I was trapped in my house. The alcohol in the community affects everyone - even myself.

Sunday, September 09, 2007

And so it begins

I think our calendar year has it all wrong. This is the start of the new year. Through out childhood, we are programmed to set goals and start new projects in September and now that I am a teacher, I am never going to get it out of my system.

So I have moved. I am spending so much time at school that I decided to simply move my matress and a small fridge into my classroom and save on the rent. CHA I am so kidding. Seeing the school from my back window is enough to remind me of the oodles of work that I have to do. And no matter how much time I spend at school I never seem to get ahead. Maybe it is because of all the socializing that I do at school. School is my social life. If I want to see people, that is where I go. And we sit around and complain. I have to keep on reminding myself that there isn't really that much to complain about. School is vastly improved.

This year, at this moment, I love my students. Ask me again on Monday, if that is still true. They seem to really want to try this year. Almost all have improved in the politeness department. The ones I feared the most last year are now the ones that make me laugh the most. There is a different atmosphere this year.

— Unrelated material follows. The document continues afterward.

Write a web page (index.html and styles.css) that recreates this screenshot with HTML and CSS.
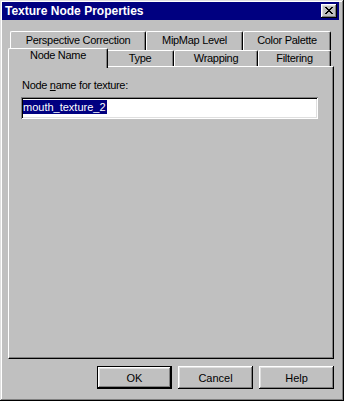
FILE: index.html
```html
<!DOCTYPE html>
<html lang="en">
<head>
    <meta charset="UTF-8">
    <meta name="viewport" content="width=device-width, initial-scale=1.0">
    <link rel="stylesheet" href="styles.css">
    <title>Texture Node Properties</title>
</head>
<body>
    <div class="window">
        <div class="titlebar">
            <span class="title">Texture Node Properties</span>
            <button class="close" aria-label="Close">
                <svg width="8" height="7" viewBox="0 0 8 7" shape-rendering="crispEdges">
                    <path d="M0 0h2v1H0zM6 0h2v1H6zM1 1h2v1H1zM5 1h2v1H5zM2 2h4v1H2zM3 3h2v1H3zM2 4h4v1H2zM1 5h2v1H1zM5 5h2v1H5zM0 6h2v1H0zM6 6h2v1H6z" fill="#000"/>
                </svg>
            </button>
        </div>

        <div class="content">
            <div class="tabs">
                <div class="tab-row back">
                    <div class="tab t-persp">Perspective Correction</div>
                    <div class="tab t-mipmap">MipMap Level</div>
                    <div class="tab t-color">Color Palette</div>
                </div>
                <div class="tab-row front">
                    <div class="tab t-node selected">Node Name</div>
                    <div class="tab t-type">Type</div>
                    <div class="tab t-wrap">Wrapping</div>
                    <div class="tab t-filter">Filtering</div>
                </div>
            </div>

            <div class="panel">
                <label class="field-label" for="nodeName">Node <u>n</u>ame for texture:</label>
                <div class="textbox" id="nodeName"><span class="selection">mouth_texture_2</span></div>
            </div>

            <div class="buttons">
                <button class="btn default">OK</button>
                <button class="btn">Cancel</button>
                <button class="btn">Help</button>
            </div>
        </div>
    </div>
</body>
</html>
```

FILE: styles.css
```css
body {
    margin: 0;
    font-family: "Liberation Sans", Arial, sans-serif;
    font-size: 11px;
    color: #000;
    background-color: #c0c0c0;
}

.window {
    width: 344px;
    height: 401px;
    box-sizing: border-box;
    padding: 2px 5px 4px 2px;
    background-color: #c0c0c0;
    display: flex;
    flex-direction: column;
    box-shadow: inset -1px -1px #000, inset 1px 1px #dfdfdf,
                inset -2px -2px #808080, inset 2px 2px #fff;
}

/* Caption bar */
.titlebar {
    height: 18px;
    background-color: #000080;
    display: flex;
    align-items: center;
    justify-content: space-between;
    padding: 0 2px 0 3px;
}

.title {
    color: #fff;
    font-weight: bold;
    font-size: 12px;
    line-height: 18px;
}

.close {
    width: 16px;
    height: 14px;
    padding: 0;
    border: none;
    background-color: #c0c0c0;
    display: flex;
    align-items: center;
    justify-content: center;
    box-shadow: inset -1px -1px #000, inset 1px 1px #fff,
                inset -2px -2px #808080, inset 2px 2px #dfdfdf;
}

.close svg {
    display: block;
    margin: 0 0 1px 0;
}

.content {
    flex: 1;
    display: flex;
    flex-direction: column;
    padding: 11px 0 8px 6px;
}

/* Tabs */
.tabs {
    padding-left: 2px;
}

.tab-row {
    display: flex;
}

.tab {
    box-sizing: border-box;
    text-align: center;
    letter-spacing: -0.3px;
    border-top: 1px solid #fff;
    border-left: 1px solid #fff;
    border-right: 1px solid #000;
    border-top-left-radius: 2px;
    border-top-right-radius: 2px;
    box-shadow: inset -1px 0 #808080;
    white-space: nowrap;
}

.back .tab {
    height: 19px;
    line-height: 16px;
}

.front .tab {
    height: 16px;
    line-height: 14px;
}

.t-persp { width: 136px; }
.t-mipmap { width: 97px; }
.t-color { width: 88px; }

.t-node { width: 96px; }
.t-type { width: 68px; }
.t-wrap { width: 84px; }
.t-filter { width: 73px; }

.front .tab.selected {
    position: relative;
    z-index: 1;
    width: 100px;
    height: 20px;
    margin: -2px -2px -2px -2px;
    line-height: 13px;
    background-color: #c0c0c0;
}

/* Page */
.panel {
    flex: 1;
    background-color: #c0c0c0;
    padding: 12px 0 0 12px;
    width: 326px;
    box-sizing: border-box;
    border-top: 1px solid #fff;
    border-left: 1px solid #fff;
    border-right: 1px solid #000;
    border-bottom: 1px solid #000;
    box-shadow: inset -1px -1px #808080;
}

.field-label {
    display: block;
    line-height: 13px;
    padding-left: 1px;
    letter-spacing: -0.3px;
}

.field-label u {
    text-decoration-thickness: 1px;
    text-underline-offset: 1px;
}

.textbox {
    width: 297px;
    height: 22px;
    margin-top: 5px;
    box-sizing: border-box;
    padding: 3px 0 0 2px;
    background-color: #fff;
    box-shadow: inset 1px 1px #808080, inset -1px -1px #fff,
                inset 2px 2px #000, inset -2px -2px #dfdfdf;
}

.selection {
    display: inline-block;
    background-color: #000080;
    color: #fff;
    line-height: 14px;
    padding-right: 1px;
}

/* Dialog buttons */
.buttons {
    display: flex;
    justify-content: flex-end;
    gap: 6px;
    margin-top: 7px;
    width: 326px;
}

.btn {
    width: 75px;
    height: 23px;
    padding: 0;
    border: none;
    background-color: #c0c0c0;
    font-family: "Liberation Sans", Arial, sans-serif;
    font-size: 11px;
    color: #000;
    box-shadow: inset -1px -1px #000, inset 1px 1px #fff,
                inset -2px -2px #808080, inset 2px 2px #dfdfdf;
}

.btn.default {
    box-shadow: inset 0 0 0 1px #000, inset -2px -2px #000, inset 2px 2px #fff,
                inset -3px -3px #808080, inset 3px 3px #dfdfdf;
}
```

It is a good thing that I love my students because I hate the weather and I hate being "under the weather". It rained everyday last week. It is almost always cloudy. It is hardly ever above 12 degrees Celsius. The leaves are turning yellow already. Plus my head is full of snot and I can hardly breathe.

So maybe it is a good thing that we have New Year's in January. It reminds us that spring does come again and the seasons do change. Right now it seems like I am settling into a long, cold and very dark fall and winter.